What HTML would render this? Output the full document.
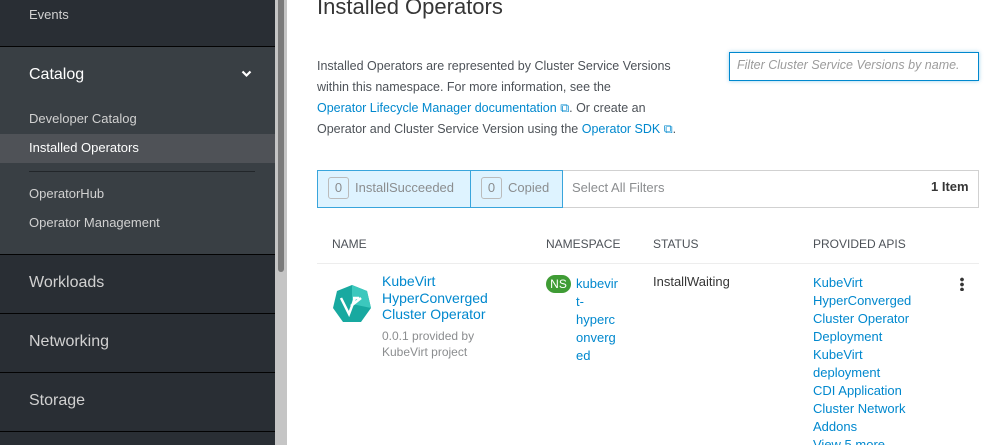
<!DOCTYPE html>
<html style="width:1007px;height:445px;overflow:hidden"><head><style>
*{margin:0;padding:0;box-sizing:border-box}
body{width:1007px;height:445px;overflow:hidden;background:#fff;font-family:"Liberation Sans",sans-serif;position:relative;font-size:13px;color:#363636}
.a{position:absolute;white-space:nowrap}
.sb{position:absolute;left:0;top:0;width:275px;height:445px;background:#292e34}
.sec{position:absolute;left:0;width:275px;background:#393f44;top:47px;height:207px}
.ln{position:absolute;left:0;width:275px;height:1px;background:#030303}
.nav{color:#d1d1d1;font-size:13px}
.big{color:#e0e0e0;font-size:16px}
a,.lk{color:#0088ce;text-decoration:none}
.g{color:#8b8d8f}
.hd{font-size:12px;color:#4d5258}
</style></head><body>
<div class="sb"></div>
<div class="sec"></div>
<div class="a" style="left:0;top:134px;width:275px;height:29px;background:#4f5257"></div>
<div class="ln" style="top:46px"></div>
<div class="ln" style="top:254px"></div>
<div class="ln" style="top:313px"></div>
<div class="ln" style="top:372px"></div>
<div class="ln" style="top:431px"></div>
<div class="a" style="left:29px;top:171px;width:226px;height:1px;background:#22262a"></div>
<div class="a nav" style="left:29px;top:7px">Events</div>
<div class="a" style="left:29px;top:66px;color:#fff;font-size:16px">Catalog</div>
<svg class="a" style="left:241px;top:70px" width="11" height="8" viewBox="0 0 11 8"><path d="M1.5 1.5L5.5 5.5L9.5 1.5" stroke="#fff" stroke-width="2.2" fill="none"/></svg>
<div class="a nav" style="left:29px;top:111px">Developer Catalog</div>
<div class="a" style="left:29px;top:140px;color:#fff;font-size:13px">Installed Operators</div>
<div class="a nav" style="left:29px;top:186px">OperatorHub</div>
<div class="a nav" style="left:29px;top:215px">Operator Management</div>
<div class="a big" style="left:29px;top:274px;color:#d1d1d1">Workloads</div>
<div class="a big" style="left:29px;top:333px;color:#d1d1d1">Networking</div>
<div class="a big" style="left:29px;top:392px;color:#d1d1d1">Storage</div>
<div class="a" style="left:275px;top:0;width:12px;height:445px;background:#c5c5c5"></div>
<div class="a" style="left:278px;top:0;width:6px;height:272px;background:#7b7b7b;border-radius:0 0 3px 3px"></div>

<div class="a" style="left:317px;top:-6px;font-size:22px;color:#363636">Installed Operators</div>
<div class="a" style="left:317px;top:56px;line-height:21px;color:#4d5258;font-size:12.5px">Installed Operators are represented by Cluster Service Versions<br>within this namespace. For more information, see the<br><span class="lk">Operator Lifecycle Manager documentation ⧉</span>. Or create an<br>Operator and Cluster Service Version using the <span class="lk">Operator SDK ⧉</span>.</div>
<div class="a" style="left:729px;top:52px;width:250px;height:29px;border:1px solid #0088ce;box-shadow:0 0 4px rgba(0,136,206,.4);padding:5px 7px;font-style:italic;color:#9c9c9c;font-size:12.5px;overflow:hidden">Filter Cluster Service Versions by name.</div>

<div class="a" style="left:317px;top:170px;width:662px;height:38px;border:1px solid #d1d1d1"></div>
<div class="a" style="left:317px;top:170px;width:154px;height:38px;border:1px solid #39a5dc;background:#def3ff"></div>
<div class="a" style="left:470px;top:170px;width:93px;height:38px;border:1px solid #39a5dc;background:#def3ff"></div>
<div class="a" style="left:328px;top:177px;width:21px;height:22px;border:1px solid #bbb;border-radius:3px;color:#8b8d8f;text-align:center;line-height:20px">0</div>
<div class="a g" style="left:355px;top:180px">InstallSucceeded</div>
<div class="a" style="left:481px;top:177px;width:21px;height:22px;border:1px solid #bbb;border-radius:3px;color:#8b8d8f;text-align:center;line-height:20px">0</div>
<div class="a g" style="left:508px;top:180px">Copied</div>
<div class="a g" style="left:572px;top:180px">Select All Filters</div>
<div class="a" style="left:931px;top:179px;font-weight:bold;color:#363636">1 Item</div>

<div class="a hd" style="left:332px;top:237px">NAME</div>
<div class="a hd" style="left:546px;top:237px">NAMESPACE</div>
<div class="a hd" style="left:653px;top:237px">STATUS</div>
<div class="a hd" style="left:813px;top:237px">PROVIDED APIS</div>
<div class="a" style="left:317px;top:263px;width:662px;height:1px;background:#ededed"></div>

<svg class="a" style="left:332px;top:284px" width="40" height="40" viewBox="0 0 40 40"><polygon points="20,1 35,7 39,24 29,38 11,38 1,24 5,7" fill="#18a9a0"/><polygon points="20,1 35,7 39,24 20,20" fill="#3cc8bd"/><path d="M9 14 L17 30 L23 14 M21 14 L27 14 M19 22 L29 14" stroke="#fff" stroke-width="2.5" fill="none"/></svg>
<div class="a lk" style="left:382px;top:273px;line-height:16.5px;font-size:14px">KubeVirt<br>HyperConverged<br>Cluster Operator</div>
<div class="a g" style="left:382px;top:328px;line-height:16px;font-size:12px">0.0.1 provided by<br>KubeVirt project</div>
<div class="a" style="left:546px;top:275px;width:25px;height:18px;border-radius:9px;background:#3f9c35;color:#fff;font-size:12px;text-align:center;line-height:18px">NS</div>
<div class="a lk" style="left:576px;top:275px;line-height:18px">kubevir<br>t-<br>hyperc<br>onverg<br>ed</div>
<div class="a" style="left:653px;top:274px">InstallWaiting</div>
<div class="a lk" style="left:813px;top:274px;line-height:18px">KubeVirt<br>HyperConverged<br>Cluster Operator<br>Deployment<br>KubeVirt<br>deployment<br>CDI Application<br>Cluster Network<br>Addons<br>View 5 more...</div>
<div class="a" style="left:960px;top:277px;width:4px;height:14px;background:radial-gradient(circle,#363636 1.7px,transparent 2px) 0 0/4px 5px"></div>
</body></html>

#### Work to do
Copy every line above that includes the string "this".

#### Solution to the problem
What HTML would render this? Output the full document.
<div class="a" style="left:317px;top:56px;line-height:21px;color:#4d5258;font-size:12.5px">Installed Operators are represented by Cluster Service Versions<br>within this namespace. For more information, see the<br><span class="lk">Operator Lifecycle Manager documentation ⧉</span>. Or create an<br>Operator and Cluster Service Version using the <span class="lk">Operator SDK ⧉</span>.</div>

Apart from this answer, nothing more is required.